Should we only share the imperfections we believe the prospect won’t care about?

Should we only share the imperfections we believe the prospect won’t care about?

Oct 6, 2021 | Blog

How transparency works in the buying brain

I was working with a group of SaaS founders this week, discussing the fundamentals of how transparency works in the buying brain.

The idea that, when a website is acting as the salesperson, and we’re buying something of medium-to-high consideration that we haven’t bought before:

    • We all read reviews
    • 85% of us skip the 5-star reviews, and read the negative reviews first, and,
    • An average review score on a product of 4.2-4.5 is optimal for purchase conversion.

We all know, subconsciously, that perfection does not exist. Our brains must know the risk, the downside, what is being given up to get all the goodness, before a decision gets triggered.

And, as it turns out, the buying brain works exactly the same when a human being is the salesperson – when we’re buying B2B. We must be able to predict. When a salesperson is presenting a solution as perfect, it drives us as buyers to do the homework, and sometimes we never come back.

Presenting your solution as “perfect” and hiding its flaws slows decision making/sales cycles, lowers win rates, and makes it easier for your competitors to position against you.

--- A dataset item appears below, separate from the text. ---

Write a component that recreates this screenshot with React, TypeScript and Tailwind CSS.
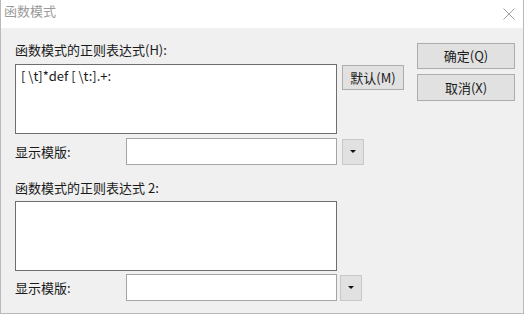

On the other hand, leading with imperfections, what a competitor may do better, a feature we don’t have, actually builds trust, speeds decision making (i.e., shrinks cycle length), increases win rates – qualifying IN opportunities better & faster we should be working, but also qualifies OUT deals we are likely to lose anyway, just faster.

Then came the question…

“So, should we lead only with the imperfections we think the prospect won’t care about?”

No! Two massive reasons why…

First, just as a human being, if what you’re selling can’t stand the truth, you should go sell something else. At it’s core, embracing transparency goes back to the idea that, when a website is acting as a salesperson, the optimal review score is a 4.2-4.5. As a result, your approach should not be in the context of, “this is why we suck”, it’s as Tyra Banks coined the term, presenting your “flawsome”…your flaws, while you are still awesome.

If your solution is a 2 or a 3, and the truth won’t sell it, don’t sell it.

But second, and soooo important, due to the proliferation of reviews & feedback on everything we do, buy and experience, you can no longer hide flaws and expect to get away with it anyway. You MUST embrace them.

In other words, imagine you’re a start-up with no clients yet. Would it be better to lead with that, or hide it until they ask to talk to references 4-months later?

“We are just getting started. I’m so passionate about this solution we’ve created, I’m taking the risk to build it and take it to market. However, that also means that we have no clients using it just yet. If that’s going to stop you from being able to move forward, can wediscuss that now?”

Because, if it is going to hold them back, do you want to keep investing time in them, hoping they (a) don’t ask, or (b) you’ve somehow talked your way into them wanting to be first with you, burning 4-months of cash when you’re wrong?

See the world through the prospect’s eyes. If you were in their shoes, what about your solution would concern you? Lead with it – and watch the magic happen;

    • Prospects who buy (becoming customers) or opt out quickly so you can invest your most valuable asset, your time, in prospects who more likely will.
    • Customers who stay, where the relationship is built on a bed of trust, and expectations are set accurately and consistently met
    • Customers who buy more
    • Customers who advocate on your behalf, creating more customers.

Embrace transparency.

Transparency is having your prospect take a seat with you – not across with you.

It’s about sharing the things you’d talk about in an internal meeting.

Transparency sells better than perfection. Lead with it. Win faster. Win more often. And if you’re going to lose, lose fast!